Great – we got the nod that the Bristol team for the AHRC Hub for Digital Humanities bid like our proposal and are going to include it intheir application. This is great if we get the money but also because it’s always useful to gather feedback on our ideas and now we have a working document to serve as a basis for funds seeking elsewhere if need be. I have no idea when we might know what the upshot was but I’m really happy we’ve been able to keep the project in high view at Bristol.


June 24, 2011

This week we have been working furiously on our bid to become part of the bigger bid for the University of Bristol to be part of an Arts and Humanties Research Council Hub for the Digital Humanities and have been thrashing round ideas about improvng the sophistication of our robot avatars with Daden.

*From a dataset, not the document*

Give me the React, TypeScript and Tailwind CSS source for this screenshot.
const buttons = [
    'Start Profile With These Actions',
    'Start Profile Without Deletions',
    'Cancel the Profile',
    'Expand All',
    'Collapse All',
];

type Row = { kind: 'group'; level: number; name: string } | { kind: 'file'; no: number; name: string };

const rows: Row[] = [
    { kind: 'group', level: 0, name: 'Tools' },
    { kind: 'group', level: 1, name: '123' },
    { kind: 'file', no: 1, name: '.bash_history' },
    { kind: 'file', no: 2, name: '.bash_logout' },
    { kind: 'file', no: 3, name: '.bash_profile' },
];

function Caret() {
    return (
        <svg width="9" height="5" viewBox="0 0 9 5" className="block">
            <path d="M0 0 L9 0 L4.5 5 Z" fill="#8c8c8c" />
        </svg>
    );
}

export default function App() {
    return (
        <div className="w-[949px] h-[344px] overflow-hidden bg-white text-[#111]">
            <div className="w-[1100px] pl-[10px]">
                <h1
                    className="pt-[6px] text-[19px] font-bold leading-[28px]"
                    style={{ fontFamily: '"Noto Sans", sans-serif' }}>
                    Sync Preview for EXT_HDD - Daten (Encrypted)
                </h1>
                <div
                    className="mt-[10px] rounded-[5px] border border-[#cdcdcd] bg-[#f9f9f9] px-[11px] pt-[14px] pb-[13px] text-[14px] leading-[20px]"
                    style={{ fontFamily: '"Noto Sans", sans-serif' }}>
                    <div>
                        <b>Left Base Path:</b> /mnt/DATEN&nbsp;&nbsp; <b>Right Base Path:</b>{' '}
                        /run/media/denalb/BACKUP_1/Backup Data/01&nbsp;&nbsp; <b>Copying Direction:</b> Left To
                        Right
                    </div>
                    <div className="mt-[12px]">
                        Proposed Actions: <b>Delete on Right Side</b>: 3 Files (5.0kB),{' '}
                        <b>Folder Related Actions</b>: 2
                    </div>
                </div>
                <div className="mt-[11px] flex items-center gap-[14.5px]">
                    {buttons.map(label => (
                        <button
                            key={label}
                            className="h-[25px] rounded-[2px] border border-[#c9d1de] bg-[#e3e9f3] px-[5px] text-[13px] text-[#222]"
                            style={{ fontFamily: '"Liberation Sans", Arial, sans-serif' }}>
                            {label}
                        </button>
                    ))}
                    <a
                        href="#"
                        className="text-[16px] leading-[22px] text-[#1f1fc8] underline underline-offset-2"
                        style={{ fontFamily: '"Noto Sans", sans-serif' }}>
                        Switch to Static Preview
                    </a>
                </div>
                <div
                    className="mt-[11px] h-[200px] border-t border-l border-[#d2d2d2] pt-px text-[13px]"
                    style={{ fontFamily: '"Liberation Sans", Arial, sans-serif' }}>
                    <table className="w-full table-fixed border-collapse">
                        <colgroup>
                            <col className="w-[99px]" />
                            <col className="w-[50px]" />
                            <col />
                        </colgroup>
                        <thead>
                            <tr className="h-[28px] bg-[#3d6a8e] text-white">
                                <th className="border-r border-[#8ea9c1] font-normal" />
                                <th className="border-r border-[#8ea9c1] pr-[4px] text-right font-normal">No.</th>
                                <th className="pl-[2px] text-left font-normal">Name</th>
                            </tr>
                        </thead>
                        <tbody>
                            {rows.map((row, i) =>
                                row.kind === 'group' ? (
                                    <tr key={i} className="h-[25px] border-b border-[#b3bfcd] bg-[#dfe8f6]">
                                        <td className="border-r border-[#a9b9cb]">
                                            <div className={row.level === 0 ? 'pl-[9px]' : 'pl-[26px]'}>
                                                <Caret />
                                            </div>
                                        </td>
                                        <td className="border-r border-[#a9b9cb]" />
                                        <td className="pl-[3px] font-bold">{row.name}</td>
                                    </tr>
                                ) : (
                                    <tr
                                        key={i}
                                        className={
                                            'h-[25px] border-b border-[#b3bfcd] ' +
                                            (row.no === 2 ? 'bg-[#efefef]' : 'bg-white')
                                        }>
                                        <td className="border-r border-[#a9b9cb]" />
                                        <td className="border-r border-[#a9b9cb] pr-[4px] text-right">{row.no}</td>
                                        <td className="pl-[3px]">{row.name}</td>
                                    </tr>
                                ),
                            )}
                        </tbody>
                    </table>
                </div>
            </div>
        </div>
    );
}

We knew that we wanted to develop the sophistication of our robots so that we can develop more open-ended interactions with visitors, making visitors’ presence have an effect on the behaviour of the avatars. We want to be able to programme our ‘bots so that they will be able to deliver a series of gestures or actions in response to other avatars depending on the costumes they are wearing – this will give the appearance that the robots are sentient to other presences (for example, if a working class and upper class avatar meet, the working class one will become deferent and the upper class one assertive).  We also want them to have a memory so that they don’t repeat themselves inanely. Above all, we want to develop a bot that is easy to set up and customise so that the kind of teaching and learning techniques we are developing  more attractive and attainable for teachers and lecturers in other simulations. It would also allow students and teachers using our model to contribute to the environment by adding their own robot character.

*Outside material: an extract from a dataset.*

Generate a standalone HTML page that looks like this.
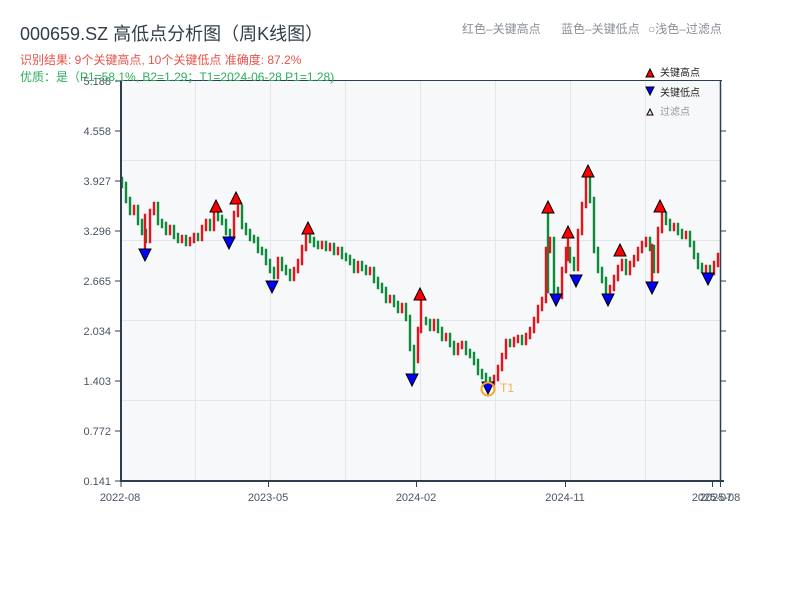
<!DOCTYPE html>
<html><head><meta charset="utf-8"><style>
body{margin:0;background:#fff;width:800px;height:600px;overflow:hidden;font-family:"Liberation Sans","Noto Sans CJK SC",sans-serif}
svg text{font-family:"Liberation Sans","Noto Sans CJK SC",sans-serif}
</style></head><body>
<svg width="800" height="600" xmlns="http://www.w3.org/2000/svg">
<rect x="121" y="80" width="599" height="401" fill="#f6f8fa"/>
<g stroke="#e2e5ea" stroke-width="1">
<line x1="195.5" y1="80" x2="195.5" y2="481"/><line x1="270.5" y1="80" x2="270.5" y2="481"/><line x1="345.5" y1="80" x2="345.5" y2="481"/><line x1="420.5" y1="80" x2="420.5" y2="481"/><line x1="495.5" y1="80" x2="495.5" y2="481"/><line x1="570.5" y1="80" x2="570.5" y2="481"/><line x1="645.5" y1="80" x2="645.5" y2="481"/>
<line x1="121" y1="160.5" x2="720" y2="160.5"/><line x1="121" y1="240.5" x2="720" y2="240.5"/><line x1="121" y1="320.5" x2="720" y2="320.5"/><line x1="121" y1="400.5" x2="720" y2="400.5"/>
</g>
<path stroke="#0d8a3a" stroke-width="2.4" stroke-linecap="square" fill="none" d="M122 178V187 M126 183V202 M130 198V214 M138 206V224 M142 220V234 M146 230V242 M158 203V224 M162 220V227 M166 223V234 M174 226V238 M178 234V242 M186 236V245 M198 234V240 M210 220V230 M218 210V220 M222 216V224 M226 220V234 M230 230V238 M242 206V228 M246 224V234 M250 230V240 M254 236V242 M258 238V252 M262 248V254 M266 250V264 M270 260V272 M274 268V278 M282 258V270 M286 266V274 M290 270V280 M310 236V242 M314 238V246 M318 242V248 M326 242V250 M334 244V254 M342 248V258 M346 254V260 M350 256V264 M354 260V272 M362 262V270 M366 266V274 M374 268V282 M378 278V288 M382 284V292 M386 288V302 M394 296V306 M398 302V312 M406 304V320 M410 316V350 M414 346V374 M426 318V324 M430 320V330 M438 320V332 M442 328V340 M450 334V346 M454 342V354 M466 342V354 M470 350V357 M474 353V364 M478 360V374 M482 370V378 M486 374V382 M490 378V384 M510 340V346 M522 336V344 M548 212V292 M554 238V292 M558 288V298 M570 248V262 M574 258V270 M590 178V202 M594 198V252 M598 248V272 M602 268V282 M606 278V294 M626 260V274 M650 238V250 M654 246V272 M666 213V224 M670 220V230 M678 224V234 M682 230V238 M690 232V246 M694 242V258 M698 254V268 M702 264V272 M710 266V274"/>
<path stroke="#e3141b" stroke-width="2.4" stroke-linecap="square" fill="none" d="M134 206V214 M145 215V250 M150 210V242 M154 203V214 M170 226V234 M182 236V242 M190 238V245 M194 234V242 M202 226V240 M206 220V230 M214 210V230 M234 212V238 M238 206V216 M278 258V278 M294 268V280 M298 260V272 M302 246V264 M306 236V250 M322 242V248 M330 244V250 M338 248V254 M358 262V272 M370 268V274 M390 296V302 M402 304V312 M418 328V362 M421 300V332 M434 320V330 M446 334V340 M458 344V354 M462 342V348 M494 376V384 M498 366V380 M502 354V370 M506 340V358 M514 338V346 M518 336V342 M526 334V344 M530 328V338 M534 318V332 M538 306V322 M542 298V310 M546 248V302 M550 238V252 M562 268V298 M566 248V272 M568 240V260 M578 230V270 M582 203V234 M586 178V207 M610 286V294 M614 276V290 M618 266V280 M622 260V270 M630 262V274 M634 256V266 M638 248V260 M642 242V252 M646 238V246 M652 245V282 M658 228V272 M662 213V232 M674 224V230 M686 232V238 M706 266V272 M714 262V274 M718 254V266"/>
<g stroke="#2c3e50" fill="none">
<line x1="121" y1="80.5" x2="722" y2="80.5" stroke-width="1"/>
<line x1="720.5" y1="80" x2="720.5" y2="481" stroke-width="1.5"/>
<line x1="121" y1="80" x2="121" y2="482" stroke-width="2"/>
<line x1="120" y1="481" x2="724" y2="481" stroke-width="2"/>
<g stroke-width="1">
<line x1="115" y1="81" x2="121" y2="81"/><line x1="115" y1="131" x2="121" y2="131"/><line x1="115" y1="181" x2="121" y2="181"/><line x1="115" y1="231" x2="121" y2="231"/><line x1="115" y1="281" x2="121" y2="281"/><line x1="115" y1="331" x2="121" y2="331"/><line x1="115" y1="381" x2="121" y2="381"/><line x1="115" y1="431" x2="121" y2="431"/><line x1="115" y1="481" x2="121" y2="481"/>
<line x1="720" y1="131" x2="726" y2="131"/><line x1="720" y1="181" x2="726" y2="181"/><line x1="720" y1="231" x2="726" y2="231"/><line x1="720" y1="281" x2="726" y2="281"/><line x1="720" y1="331" x2="726" y2="331"/><line x1="720" y1="381" x2="726" y2="381"/><line x1="720" y1="431" x2="726" y2="431"/>
<line x1="121" y1="481" x2="121" y2="487"/><line x1="268.5" y1="481" x2="268.5" y2="487"/><line x1="416.5" y1="481" x2="416.5" y2="487"/><line x1="565.5" y1="481" x2="565.5" y2="487"/><line x1="712.5" y1="481" x2="712.5" y2="487"/><line x1="720.5" y1="481" x2="720.5" y2="487"/>
</g></g>
<g font-size="11" fill="#4a5562" text-anchor="end">
<text x="111" y="85">5.188</text><text x="111" y="135">4.558</text><text x="111" y="185">3.927</text><text x="111" y="235">3.296</text><text x="111" y="285">2.665</text><text x="111" y="335">2.034</text><text x="111" y="385">1.403</text><text x="111" y="435">0.772</text><text x="111" y="485">0.141</text>
</g>
<g font-size="11" fill="#4a5562" text-anchor="middle">
<text x="120" y="501">2022-08</text><text x="268" y="501">2023-05</text><text x="416" y="501">2024-02</text><text x="565" y="501">2024-11</text><text x="712" y="501">2025-07</text><text x="720" y="501">2025-08</text>
</g>
<g stroke="#000" stroke-width="1" fill="#f00">
<polygon points="210,212 216,200 222,212"/><polygon points="230,204 236,192 242,204"/><polygon points="302,234 308,222 314,234"/><polygon points="414,300 420,288 426,300"/><polygon points="542,213 548,201 554,213"/><polygon points="562,238 568,226 574,238"/><polygon points="582,177 588,165 594,177"/><polygon points="614,256 620,244 626,256"/><polygon points="654,212 660,200 666,212"/>
</g>
<g stroke="#000" stroke-width="1" fill="#00f">
<polygon points="139,249 151,249 145,261"/><polygon points="223,237 235,237 229,249"/><polygon points="266,281 278,281 272,293"/><polygon points="406,374 418,374 412,386"/><polygon points="482,382 494,382 488,394"/><polygon points="550,294 562,294 556,306"/><polygon points="570,275 582,275 576,287"/><polygon points="602,294 614,294 608,306"/><polygon points="646,282 658,282 652,294"/><polygon points="702,273 714,273 708,285"/>
</g>
<circle cx="488" cy="389" r="6.5" fill="none" stroke="#f5a623" stroke-width="2"/>
<text x="500" y="392" font-size="12" fill="#f5b14a">T1</text>
<text x="20" y="40" font-size="18" fill="#333d4a">000659.SZ 高低点分析图（周K线图）</text>
<text x="20" y="64" font-size="12" fill="#e8534a">识别结果: 9个关键高点, 10个关键低点  准确度: 87.2%</text>
<text x="20" y="81" font-size="12" fill="#2aaf5a">优质：是（P1=58.1%, B2=1.29；T1=2024-06-28 P1=1.28)</text>
<text x="462" y="33" font-size="12" fill="#8a8f96">红色–关键高点</text>
<text x="561" y="33" font-size="12" fill="#8a8f96">蓝色–关键低点</text>
<text x="648" y="33" font-size="12" fill="#8a8f96">○浅色–过滤点</text>
<polygon points="646,77 650,69 654,77" fill="#f00" stroke="#000"/>
<text x="660" y="76" font-size="10" fill="#222">关键高点</text>
<polygon points="646,87 654,87 650,95" fill="#00f" stroke="#000"/>
<text x="660" y="96" font-size="10" fill="#222">关键低点</text>
<polygon points="647,115 650,109 653,115" fill="#fdd" stroke="#000"/>
<text x="660" y="115" font-size="10" fill="#999">过滤点</text>
</svg>
</body></html>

In order to achieve all this we need, as a preliminary, to break the problem we have with Alva and Isaac in Open Sim. In SL, we had programmed them to walk on a set route around the atrium, pausing to talk about key objects. In Open Sim, they start moving and simply run off into the distance. If we could get our ‘bots to move randomly around the model, and to react to each other’s status and gender, we could set up some great experiments in circulation patterns in the Palace as well as provide a very rich environment for users. It’s really exciting – but we’ve got to impress the Hub bid team at Bristol let alone the AHRC….



June 17, 2011

I have been in York giving a paper as part of the History of Art’s dept workshop ‘What is to be done with the Crystal Palace?’. It was a great event – a day of papers focused on the Sydenham Palace with some brilliant material looking at the presentation of ethnography in the Palace, the organisation of the pageants held there etc. I talked about the project – all the usual stuff but with a stress on how it might help us reasses the Palace itself and what new directions of research the virtual environment could offer. It was really useful to gather feedback – definitely ideas about using the model to test circulation patterns seemed to garner the most interest. But what was most interesting was to hear the questions being asked by other researchers and the approaches they were taking to answer them. The stress on different perspectives (looking at different media, including diaries, to see a ‘bottom-up’ picture of the Palace rather then the ‘top-down’ view from the guidebooks – or to interrogate those guidebooks in new ways – was a real spur that we must carry on this aspect of our bot characters and invest more in making the class differences between them more nuanced. At the moment we basically leap from Dick van Dyke chimney sweep type to upper class aristocracy with a brief interlude of middle class-ness.


April 15, 2011

No Crystal Palace work this week as I am in Rome with my students. So nice to be climbing all over real antiquities after a term of virtual ones!


April 5, 2011

It was the last session this week and we are knackered! We have both been in Ispwich to deliver the final class, the point of which was to help students learn about the eruption of Vesuvius through ‘experiencing’ the disaster, empathise with disaster victims and  As we were planning to be in the classroom ourselves and we wnate dto spend time with the students reflecting on their own experiences of this course and considering how effectively they feel they have learned and what elements have been most useful or distracting, we decided not to use Open Sim ‘live’ in the classroom. Instead we decided to present an animation filmed in Open Sim of the characters experiencing the eruption. We were at work until after 10 filming this – it was great fun to be being creative again and to explore different ways of using this technology. Basically, we had to storyboard the narrative, write a script, log in all the characters on separate PCs in a computer suite, load up their lines, set up another PC with a camera angle set to catch all the action and linked to camtasia. Then we had to crash around on swivel chairs between the computers activating each character in turn to deliver their lines and move around. I was a rubbish actress because I’m still awful at controlling avatars – they kept missing their positions or blocking other actors (was all terribly Acorn Antiques). We added to this some lighting effects and a soundtrack of rain which sounded pretty like falling pumice and a big explosion. Anyhow it was great fun and we’re really looking forward to doing more of this.

So in class we played the film and stopped it at key stages of the narrative to ask the students what decisions they would make on behalf of their avatar characters to save themselves. Their choices weren’t dictated by status so for example slave avatars had to weight up the desire to escape and the risk of being caught and executed for desertion. Nic as Gaius had also locked up the slaves of the losing team so they couldn’t go anywhere, nor could the winning team’s elite male avatar as the reward of winning turned out to be becoming engaged to Gaius’ daughter, Ione, and thus rather obliged to stay with his new father-in-law. The last shot was an aerial view of the exterior of the model covered in ash in the drak. It was really atmospheric and it really seemed to have an effect on the students. We then led them up through the timeline which was noe converetd into a series of images of plaster casts of the volcano’s victims. Very effective.

Afterwards we collected feedback on the project. The students were clearly very engaged and showed that they had understood the content of the project, had enjoyed the activities and found the environment and learning activities motivating. Afterwards we chatted with Tommy and Helen who were both pleased with the students’ progress. I’ll post up our own reflections later in the year when we’ve had time to recover!